Okay, new theory: Ana spontaneously appeared out of nothingness, full-grown, a few days before the events of the book. She's never done anything before because she literally did not exist.

And I thought, "Oh. That's almost literally true of Etienne Farfield, isn't it?"

Etienne is a changeling. Her entire function for hundreds of years has been to look exactly like, so as to temporarily replace, stolen infants. The way I imagine it, this means she has not been an autonomous being at all until the novel takes place. Between "assignments," she is simply stored, in stasis, a wind-up toy that isn't wound up. So her conscious existence up to now has consisted entirely of a brain incapable of verbal thought and a body incapable of performing any but the most rudimentary of voluntary movements. But now, suddenly, she's walking around like a real girl, pretending to be a normal human high school senior.

For some reason, it took reading Cliff's half-joking observation about Ana Steele to make me realize that if you really do have a character that was born yesterday, you have to put some real thought into all the implications of that. You have to work with those implications.

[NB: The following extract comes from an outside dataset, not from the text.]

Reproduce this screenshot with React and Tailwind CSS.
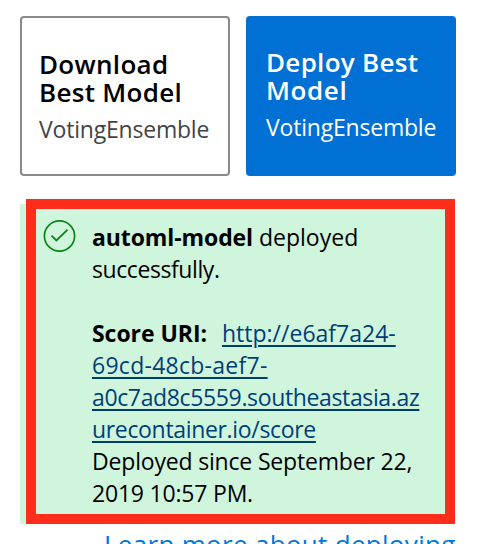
function CheckCircle() {
  return (
    <svg className="h-8 w-8 shrink-0 overflow-visible" viewBox="0 0 32 32" fill="none" stroke="#0b8518">
      <circle cx="16.5" cy="16" r="15.1" strokeWidth="1.7" />
      <path d="M8.5 15.6 L13.4 20.4 L24.6 9.6" strokeWidth="1.8" />
    </svg>
  );
}

export default function App() {
  return (
    <div className="h-[544px] w-[498px] overflow-hidden bg-white pt-4 pl-5 font-['Open_Sans',sans-serif] whitespace-nowrap text-black">
      <div className="flex gap-4">
        <div className="h-40 w-[210px] rounded-[4px] border-2 border-[#8a8a8a] pt-[32px] pl-[17px]">
          <div className="text-[26px] leading-7 font-semibold">
            <div className="tracking-[0.3px]">Download</div>
            <div className="tracking-[0.3px]">Best Model</div>
          </div>
          <div className="mt-[7px] text-[23px] leading-8 tracking-[-0.2px] text-[#444]">VotingEnsemble</div>
        </div>
        <div className="h-40 w-[210px] rounded-[4px] bg-[#0070d4] pt-[32px] pl-5 text-white">
          <div className="text-[26px] leading-7 font-semibold">
            <div className="tracking-[0.3px]">Deploy Best</div>
            <div className="tracking-[0.6px]">Model</div>
          </div>
          <div className="mt-[7px] text-[23px] leading-8 tracking-[-0.2px]">VotingEnsemble</div>
        </div>
      </div>
      <div className="mt-[23px] w-[435px] bg-[linear-gradient(#fff_5px,#d0f5dd_5px)] pl-[6px]">
        <div className="flex h-[325px] border-[10px] border-[#ff2d1a] bg-[#d0f5dd] pt-[11px] pl-[7px]">
          <CheckCircle />
          <div className="ml-[17px] pt-px text-[23px] leading-8">
            <div><b className="tracking-[-0.1px]">automl-model</b><span> deployed</span></div>
            <div className="tracking-[-0.42px]">successfully.</div>
            <div className="h-8" />
            <div className="flex"><b className="tracking-[-0.05px]">Score URI:</b><a className="ml-[15px] text-[#003e78] underline decoration-2 underline-offset-[3px]">http://e6af7a24-</a></div>
            <div className="text-[#003e78] underline decoration-2 underline-offset-[3px]"><span className="tracking-[0.27px]">69cd-48cb-aef7-</span></div>
            <div className="tracking-[-0.36px] text-[#003e78] underline decoration-2 underline-offset-[3px]">a0c7ad8c5559.southeastasia.az</div>
            <div className="tracking-[-0.33px] text-[#003e78] underline decoration-2 underline-offset-[3px]">urecontainer.io/score</div>
            <div className="tracking-[-0.18px]">Deployed since September 22,</div>
            <div className="tracking-[-0.2px]">2019 10:57 PM.</div>
          </div>
        </div>
      </div>
      <div className="mt-[2px] ml-[84px] text-[26px] leading-9 tracking-[0.3px] text-[#0078d7]">Learn more about deploying</div>
    </div>
  );
}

But the good news is, you get to play with those implications. What's it like, thinking in words for the first time? What's it like, suddenly confronting the ability to do things? How does she get up to speed on this whole "being human" thing? How does it work when she's not actually replacing someone this time around? Or isn't she?

So that's what I played with today--writing yet another brand new first scene, one that starts with her narrating what it's like to wake up as a human teenager for the first time.

Where it will go tomorrow is anybody's guess.